Defence and engineering group Singapore Technologies Engineering (ST Engineering) posted an 18 per cent rise in first-quarter profit attributable to shareholders to $117.7 million, from $99.9 million a year ago.
Earnings per share also climbed 18 per cent to 3.78 Singapore cents, on the back of a 9 per cent bump in revenue to $1.65 billion.
Across the board, net profit for its aerospace, electronics, land systems and marine business sectors all rose, with the exception of its "others" business, which narrowed its losses to $6.1 million from $8.7 million a year ago, due mainly to contributions from associate Experia Events, the organiser of the biennial Singapore Airshow 2018.
Its marine division, while profitable due to the absence of doubtful debt provided in the first quarter of last year, saw its revenue dented by 16 per cent, or $29 million, falling to $150 million, attributed to decreased revenue from both its shipbuilding and ship repair business groups.
"The marine sector's operating environment remains challenging even as it secured various ship repair projects at its US and Singapore yards, and completed several rig repair and decommissioning works in the first quarter," ST Engineering said in a statement yesterday.
AT A GLANCE
$1.65 billion (+9%)
$117.7 million (+17.8%)
In other sectors, the group's aerospace division posted a 6 per cent rise in net profit to $59.2 million for the first quarter, due to higher gross profit on the back of higher revenue and a lower share of profits to non-controlling interests.

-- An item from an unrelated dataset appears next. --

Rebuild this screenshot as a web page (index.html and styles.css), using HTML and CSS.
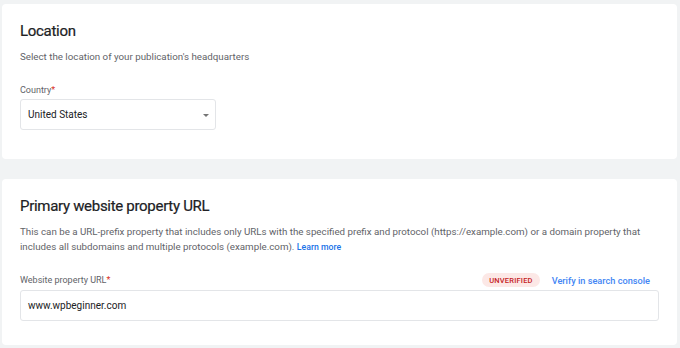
FILE: index.html
```html
<!DOCTYPE html>
<html lang="en">
<head>
    <meta charset="UTF-8">
    <meta name="viewport" content="width=device-width, initial-scale=1.0">
    <title>Publication settings</title>
    <link rel="stylesheet" href="styles.css">
</head>
<body>
    <div class="page">
        <section class="card card-location">
            <h2>Location</h2>
            <p class="desc">Select the location of your publication's headquarters</p>
            <label class="field-label" for="country">Country<span class="req">*</span></label>
            <div class="select-box" id="country">
                <span>United States</span>
                <span class="caret"></span>
            </div>
        </section>

        <section class="card card-url">
            <h2>Primary website property URL</h2>
            <p class="desc">This can be a URL-prefix property that includes only URLs with the specified prefix and protocol (https://example.com) or a domain property that includes all subdomains and multiple protocols (example.com). <a href="#" class="learn">Learn more</a></p>
            <div class="label-row">
                <label class="field-label" for="site-url">Website property URL<span class="req">*</span></label>
                <div class="status">
                    <span class="badge">UNVERIFIED</span>
                    <a href="#" class="verify">Verify in search console</a>
                </div>
            </div>
            <div class="text-box" id="site-url">www.wpbeginner.com</div>
        </section>
    </div>
</body>
</html>
```

FILE: styles.css
```css
:root {
    --bg: #f1f3f4;
    --text: #3c4043;
    --muted: #5f6368;
    --border: #e3e5e8;
    --blue: #1a73e8;
    --red: #d93025;
}

body {
    margin: 0;
    background-color: var(--bg);
    font-family: Roboto, 'Liberation Sans', sans-serif;
    color: var(--text);
}

.page {
    padding: 4px 3px 0 2px;
    display: flex;
    flex-direction: column;
    gap: 20px;
}

.card {
    background-color: white;
    border-radius: 4px;
    padding: 1px 18px 0 18px;
}

.card-location {
    height: 154px;
}

.card-url {
    height: 165px;
}

h2 {
    font-weight: 400;
    font-size: 15px;
    letter-spacing: -0.3px;
    color: #202124;
    -webkit-text-stroke: 0.2px #202124;
    margin: 16px 0 0 0;
    line-height: 20px;
}

.desc {
    font-size: 9.75px;
    color: var(--muted);
    margin: 8px 0 0 0;
    line-height: 15px;
}

.field-label {
    display: block;
    font-size: 9px;
    color: var(--muted);
    line-height: 12px;
}

.card-location .field-label {
    margin-top: 20px;
}

.req {
    color: var(--red);
}

.select-box {
    margin-top: 3px;
    width: 196px;
    height: 31px;
    box-sizing: border-box;
    border: 1px solid var(--border);
    border-radius: 3px;
    display: flex;
    align-items: center;
    justify-content: space-between;
    padding: 0 6px 0 7px;
    font-size: 10px;
    color: #202124;
}

.caret {
    width: 0;
    height: 0;
    border-left: 3.5px solid transparent;
    border-right: 3.5px solid transparent;
    border-top: 3.5px solid #757575;
    margin-top: 1px;
}

.learn {
    color: var(--blue);
    font-size: 8.7px;
    font-weight: 500;
    text-decoration: none;
}

.label-row {
    margin-top: 18px;
    display: flex;
    justify-content: space-between;
    align-items: center;
    padding-right: 9px;
}

.status {
    display: flex;
    align-items: center;
    gap: 12px;
}

.badge {
    background-color: #fce8e6;
    color: #c5221f;
    font-size: 7.5px;
    line-height: 9px;
    font-weight: 500;
    letter-spacing: 0.2px;
    padding: 3px 7px 2px;
    border-radius: 8px;
}

.verify {
    color: #4285f4;
    font-size: 9.2px;
    font-weight: 500;
    text-decoration: none;
}

.text-box {
    margin-top: 3px;
    height: 31px;
    box-sizing: border-box;
    border: 1px solid var(--border);
    border-radius: 3px;
    display: flex;
    align-items: center;
    padding: 0 7px;
    font-size: 10px;
    color: #202124;
}
```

It announced it had secured some $510 million in new contracts involving airframe heavy maintenance support, cabin interior reconfiguration and EcoPower engine wash services.
The electronics division booked a 23 per cent rise in net profit to $40.3 million, driven by a 22 per cent rise in revenue, and increased other income, which was partially offset by higher loss from a joint venture and bigger tax expenses. It announced $635 million worth of contracts, comprising offerings such as mobility solutions, satellite communications, public safety and security, and deployment of IoT (Internet of Things) networks and smart sensors for urban management.
The land systems sector delivered 34 per cent higher net profit of $15.6 million than the previous corresponding quarter, driven by higher project revenue recognition from its automotive business group, but partially offset by lower sales from its Munitions and Weapons, as well as Services, Trading and Others business groups.
Overall commercial sales was 63 per cent of revenue, or $1 billion, with defence sales accounting for 37 per cent, or $600 million.
The group ended the quarter with an order book of $13.4 billion, and expects to deliver about $3.2 billion in the remaining months of the year, ST Engineering said.
"We started the year with healthy revenue growth and net profit. We also secured numerous contracts, including Smart City projects, in the past quarter," said its president and chief executive Vincent Chong.
"With a strong order book, the group remains on track for steady growth," he added.